►
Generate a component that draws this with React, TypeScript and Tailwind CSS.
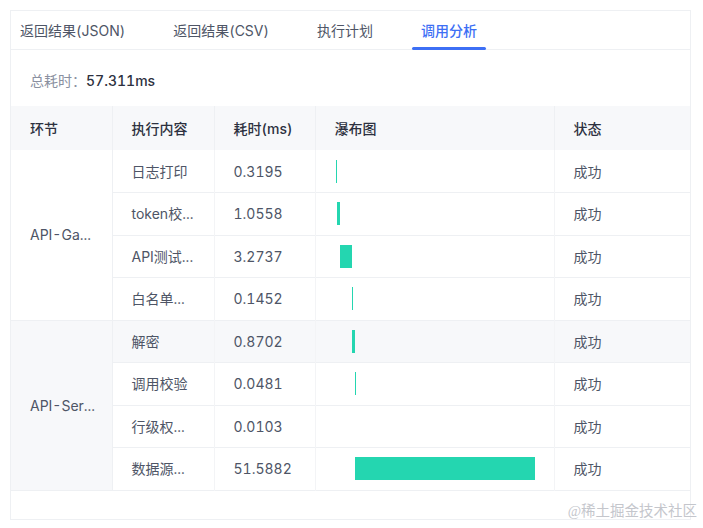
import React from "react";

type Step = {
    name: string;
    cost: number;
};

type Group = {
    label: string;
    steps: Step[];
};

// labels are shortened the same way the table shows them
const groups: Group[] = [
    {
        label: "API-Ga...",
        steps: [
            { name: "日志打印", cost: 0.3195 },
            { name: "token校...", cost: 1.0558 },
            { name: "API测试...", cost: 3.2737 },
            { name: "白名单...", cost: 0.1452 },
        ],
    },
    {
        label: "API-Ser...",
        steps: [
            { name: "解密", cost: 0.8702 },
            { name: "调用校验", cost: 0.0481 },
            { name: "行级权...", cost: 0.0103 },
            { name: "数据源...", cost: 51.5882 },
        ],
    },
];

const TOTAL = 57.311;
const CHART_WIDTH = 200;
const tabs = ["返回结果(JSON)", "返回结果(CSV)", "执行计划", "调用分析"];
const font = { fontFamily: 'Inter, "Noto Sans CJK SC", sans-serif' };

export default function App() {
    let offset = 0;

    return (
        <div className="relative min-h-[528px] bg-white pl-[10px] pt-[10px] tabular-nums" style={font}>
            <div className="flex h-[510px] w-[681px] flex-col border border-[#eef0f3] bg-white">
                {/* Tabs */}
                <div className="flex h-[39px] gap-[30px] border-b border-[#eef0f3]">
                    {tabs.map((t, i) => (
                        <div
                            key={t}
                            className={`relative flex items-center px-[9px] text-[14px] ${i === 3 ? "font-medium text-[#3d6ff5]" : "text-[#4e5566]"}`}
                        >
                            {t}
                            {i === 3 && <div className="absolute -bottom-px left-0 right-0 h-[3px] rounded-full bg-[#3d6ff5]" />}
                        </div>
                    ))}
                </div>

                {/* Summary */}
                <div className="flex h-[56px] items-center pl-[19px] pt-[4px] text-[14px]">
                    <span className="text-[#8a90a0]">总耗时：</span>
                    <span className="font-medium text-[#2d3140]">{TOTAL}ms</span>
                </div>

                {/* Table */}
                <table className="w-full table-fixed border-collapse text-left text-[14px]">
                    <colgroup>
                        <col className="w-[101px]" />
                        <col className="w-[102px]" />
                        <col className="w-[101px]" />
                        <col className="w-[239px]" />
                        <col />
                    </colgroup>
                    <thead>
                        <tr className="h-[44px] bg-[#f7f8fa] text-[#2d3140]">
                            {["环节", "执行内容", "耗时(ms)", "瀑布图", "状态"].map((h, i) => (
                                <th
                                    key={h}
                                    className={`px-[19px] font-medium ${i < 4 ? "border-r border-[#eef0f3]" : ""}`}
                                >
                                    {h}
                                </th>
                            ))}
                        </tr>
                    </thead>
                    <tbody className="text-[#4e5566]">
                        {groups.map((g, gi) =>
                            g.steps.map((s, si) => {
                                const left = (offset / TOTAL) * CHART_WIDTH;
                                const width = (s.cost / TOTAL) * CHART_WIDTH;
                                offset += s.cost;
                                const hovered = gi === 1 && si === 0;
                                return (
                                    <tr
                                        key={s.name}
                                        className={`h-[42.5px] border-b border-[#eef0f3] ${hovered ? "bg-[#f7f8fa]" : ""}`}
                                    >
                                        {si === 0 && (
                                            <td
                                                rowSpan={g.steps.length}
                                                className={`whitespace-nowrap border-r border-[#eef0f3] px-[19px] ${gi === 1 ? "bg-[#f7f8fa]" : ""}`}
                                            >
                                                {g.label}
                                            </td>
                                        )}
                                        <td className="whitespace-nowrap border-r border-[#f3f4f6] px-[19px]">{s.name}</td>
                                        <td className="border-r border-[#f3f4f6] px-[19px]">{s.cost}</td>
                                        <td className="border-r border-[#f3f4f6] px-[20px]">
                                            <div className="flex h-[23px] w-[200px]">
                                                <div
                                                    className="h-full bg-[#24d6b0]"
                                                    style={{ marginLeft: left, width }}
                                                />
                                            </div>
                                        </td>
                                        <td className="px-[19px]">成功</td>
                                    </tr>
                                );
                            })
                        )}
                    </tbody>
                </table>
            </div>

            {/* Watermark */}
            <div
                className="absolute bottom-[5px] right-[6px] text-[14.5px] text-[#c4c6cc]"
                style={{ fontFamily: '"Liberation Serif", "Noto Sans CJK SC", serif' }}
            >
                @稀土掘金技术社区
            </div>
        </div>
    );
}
◄
►
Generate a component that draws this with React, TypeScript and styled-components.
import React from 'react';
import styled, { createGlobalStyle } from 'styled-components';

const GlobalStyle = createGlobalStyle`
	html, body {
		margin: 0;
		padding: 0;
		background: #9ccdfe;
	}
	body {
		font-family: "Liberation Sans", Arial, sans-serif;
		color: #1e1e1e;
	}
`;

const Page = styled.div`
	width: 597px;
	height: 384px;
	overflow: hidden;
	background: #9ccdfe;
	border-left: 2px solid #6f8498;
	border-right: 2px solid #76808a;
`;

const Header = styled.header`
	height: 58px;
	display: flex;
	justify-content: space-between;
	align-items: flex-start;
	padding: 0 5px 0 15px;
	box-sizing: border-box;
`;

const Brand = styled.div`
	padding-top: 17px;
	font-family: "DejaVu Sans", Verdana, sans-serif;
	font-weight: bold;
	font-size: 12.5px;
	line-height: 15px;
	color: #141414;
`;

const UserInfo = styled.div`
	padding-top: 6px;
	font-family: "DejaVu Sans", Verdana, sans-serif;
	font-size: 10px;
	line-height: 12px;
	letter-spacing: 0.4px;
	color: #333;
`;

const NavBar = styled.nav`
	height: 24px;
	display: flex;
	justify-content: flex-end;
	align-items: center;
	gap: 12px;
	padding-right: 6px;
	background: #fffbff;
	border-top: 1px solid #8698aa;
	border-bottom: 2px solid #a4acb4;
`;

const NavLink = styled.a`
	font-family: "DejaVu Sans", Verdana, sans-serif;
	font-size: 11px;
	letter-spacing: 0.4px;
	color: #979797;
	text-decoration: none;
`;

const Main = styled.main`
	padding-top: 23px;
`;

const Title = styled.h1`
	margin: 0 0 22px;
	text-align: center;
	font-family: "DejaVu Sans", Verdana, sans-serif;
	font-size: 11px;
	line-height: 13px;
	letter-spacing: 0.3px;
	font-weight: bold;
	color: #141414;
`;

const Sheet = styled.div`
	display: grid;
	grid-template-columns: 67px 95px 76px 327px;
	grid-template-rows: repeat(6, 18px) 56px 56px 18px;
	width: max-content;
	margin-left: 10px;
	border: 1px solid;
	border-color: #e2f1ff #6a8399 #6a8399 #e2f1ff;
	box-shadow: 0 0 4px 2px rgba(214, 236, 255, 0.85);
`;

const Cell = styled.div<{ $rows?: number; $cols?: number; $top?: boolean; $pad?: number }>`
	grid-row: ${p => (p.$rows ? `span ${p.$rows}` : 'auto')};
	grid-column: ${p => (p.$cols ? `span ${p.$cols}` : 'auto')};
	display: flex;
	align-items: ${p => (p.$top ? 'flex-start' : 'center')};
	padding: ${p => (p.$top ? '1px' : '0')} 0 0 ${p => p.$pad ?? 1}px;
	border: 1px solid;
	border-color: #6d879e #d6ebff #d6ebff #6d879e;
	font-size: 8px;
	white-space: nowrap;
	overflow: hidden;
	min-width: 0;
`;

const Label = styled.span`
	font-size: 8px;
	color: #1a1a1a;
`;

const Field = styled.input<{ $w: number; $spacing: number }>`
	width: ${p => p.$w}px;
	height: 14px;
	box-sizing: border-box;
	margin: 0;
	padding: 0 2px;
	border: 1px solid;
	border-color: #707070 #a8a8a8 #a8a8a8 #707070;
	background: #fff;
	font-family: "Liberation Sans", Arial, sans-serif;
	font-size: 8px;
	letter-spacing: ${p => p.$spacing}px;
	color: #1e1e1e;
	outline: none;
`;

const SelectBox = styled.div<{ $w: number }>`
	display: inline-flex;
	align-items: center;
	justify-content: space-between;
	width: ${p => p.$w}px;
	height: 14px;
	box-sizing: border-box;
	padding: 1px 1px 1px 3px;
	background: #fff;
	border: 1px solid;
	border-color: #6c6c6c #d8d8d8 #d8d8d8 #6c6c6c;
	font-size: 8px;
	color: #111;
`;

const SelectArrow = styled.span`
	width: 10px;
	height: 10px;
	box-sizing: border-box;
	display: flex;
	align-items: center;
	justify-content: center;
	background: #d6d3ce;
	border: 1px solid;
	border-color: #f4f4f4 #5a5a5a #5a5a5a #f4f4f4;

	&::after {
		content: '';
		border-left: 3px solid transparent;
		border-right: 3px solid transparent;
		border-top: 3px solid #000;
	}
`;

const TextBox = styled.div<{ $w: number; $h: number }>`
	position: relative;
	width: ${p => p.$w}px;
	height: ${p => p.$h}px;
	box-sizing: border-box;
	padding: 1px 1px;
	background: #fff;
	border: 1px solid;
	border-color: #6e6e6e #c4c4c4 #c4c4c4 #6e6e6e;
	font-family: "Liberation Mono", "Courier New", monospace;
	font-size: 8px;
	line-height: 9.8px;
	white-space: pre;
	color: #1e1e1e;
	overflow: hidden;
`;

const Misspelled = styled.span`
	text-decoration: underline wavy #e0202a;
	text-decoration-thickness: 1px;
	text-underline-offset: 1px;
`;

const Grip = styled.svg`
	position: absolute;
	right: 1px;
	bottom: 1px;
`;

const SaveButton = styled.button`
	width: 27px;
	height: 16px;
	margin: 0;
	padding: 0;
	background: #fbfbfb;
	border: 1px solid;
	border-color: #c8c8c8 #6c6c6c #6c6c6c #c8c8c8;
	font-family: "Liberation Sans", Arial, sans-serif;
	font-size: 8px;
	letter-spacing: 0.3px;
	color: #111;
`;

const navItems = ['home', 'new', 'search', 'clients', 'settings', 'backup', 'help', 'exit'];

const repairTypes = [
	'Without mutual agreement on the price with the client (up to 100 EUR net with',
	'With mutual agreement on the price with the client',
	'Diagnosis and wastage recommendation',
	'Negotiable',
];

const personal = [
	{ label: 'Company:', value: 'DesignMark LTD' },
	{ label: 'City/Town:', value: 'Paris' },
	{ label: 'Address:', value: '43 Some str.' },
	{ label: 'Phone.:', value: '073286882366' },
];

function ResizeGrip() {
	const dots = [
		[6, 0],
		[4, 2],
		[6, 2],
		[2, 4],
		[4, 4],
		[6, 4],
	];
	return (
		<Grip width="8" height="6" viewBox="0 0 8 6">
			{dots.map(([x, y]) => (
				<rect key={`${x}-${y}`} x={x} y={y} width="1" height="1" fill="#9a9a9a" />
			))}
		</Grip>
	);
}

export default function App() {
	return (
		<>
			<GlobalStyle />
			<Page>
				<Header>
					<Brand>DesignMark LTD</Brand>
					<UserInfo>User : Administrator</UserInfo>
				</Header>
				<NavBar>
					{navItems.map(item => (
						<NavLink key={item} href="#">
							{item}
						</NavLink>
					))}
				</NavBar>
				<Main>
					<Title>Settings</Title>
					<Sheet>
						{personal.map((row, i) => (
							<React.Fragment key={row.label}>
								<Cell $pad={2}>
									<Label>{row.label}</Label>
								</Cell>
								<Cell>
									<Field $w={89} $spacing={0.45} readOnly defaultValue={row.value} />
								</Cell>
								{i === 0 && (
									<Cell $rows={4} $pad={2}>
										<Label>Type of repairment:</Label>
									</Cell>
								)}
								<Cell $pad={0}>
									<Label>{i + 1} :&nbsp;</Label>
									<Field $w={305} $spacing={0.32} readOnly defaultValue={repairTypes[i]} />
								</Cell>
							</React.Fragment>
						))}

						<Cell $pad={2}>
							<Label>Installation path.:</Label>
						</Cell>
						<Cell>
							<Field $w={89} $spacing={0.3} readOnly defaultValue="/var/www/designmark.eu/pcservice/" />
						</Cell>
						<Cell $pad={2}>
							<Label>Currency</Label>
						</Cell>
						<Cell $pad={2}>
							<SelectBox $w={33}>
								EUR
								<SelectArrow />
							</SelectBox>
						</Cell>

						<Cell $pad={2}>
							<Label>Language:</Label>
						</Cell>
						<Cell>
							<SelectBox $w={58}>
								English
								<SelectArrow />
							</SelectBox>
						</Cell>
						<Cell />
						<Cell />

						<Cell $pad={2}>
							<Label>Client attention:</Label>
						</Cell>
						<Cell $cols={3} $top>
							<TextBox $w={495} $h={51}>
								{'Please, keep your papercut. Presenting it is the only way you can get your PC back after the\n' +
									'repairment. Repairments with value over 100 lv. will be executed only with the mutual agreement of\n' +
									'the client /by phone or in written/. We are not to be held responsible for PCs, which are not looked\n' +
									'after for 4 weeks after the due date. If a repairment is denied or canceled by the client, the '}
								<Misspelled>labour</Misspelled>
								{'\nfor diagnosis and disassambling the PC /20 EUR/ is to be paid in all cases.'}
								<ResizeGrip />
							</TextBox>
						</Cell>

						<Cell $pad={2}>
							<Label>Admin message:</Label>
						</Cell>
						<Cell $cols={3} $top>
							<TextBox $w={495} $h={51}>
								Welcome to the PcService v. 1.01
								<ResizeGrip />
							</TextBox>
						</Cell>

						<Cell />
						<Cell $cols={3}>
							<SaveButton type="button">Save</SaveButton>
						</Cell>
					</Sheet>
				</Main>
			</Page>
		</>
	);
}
◄
The problem
Repeat exactly the part that opens with the line containing "and Tailwind CSS." and closes with the line containing "let offset = 0;". Include both end lines, and drop the pictures.

Result of this task
Generate a component that draws this with React, TypeScript and Tailwind CSS.
import React from "react";

type Step = {
    name: string;
    cost: number;
};

type Group = {
    label: string;
    steps: Step[];
};

// labels are shortened the same way the table shows them
const groups: Group[] = [
    {
        label: "API-Ga...",
        steps: [
            { name: "日志打印", cost: 0.3195 },
            { name: "token校...", cost: 1.0558 },
            { name: "API测试...", cost: 3.2737 },
            { name: "白名单...", cost: 0.1452 },
        ],
    },
    {
        label: "API-Ser...",
        steps: [
            { name: "解密", cost: 0.8702 },
            { name: "调用校验", cost: 0.0481 },
            { name: "行级权...", cost: 0.0103 },
            { name: "数据源...", cost: 51.5882 },
        ],
    },
];

const TOTAL = 57.311;
const CHART_WIDTH = 200;
const tabs = ["返回结果(JSON)", "返回结果(CSV)", "执行计划", "调用分析"];
const font = { fontFamily: 'Inter, "Noto Sans CJK SC", sans-serif' };

export default function App() {
    let offset = 0;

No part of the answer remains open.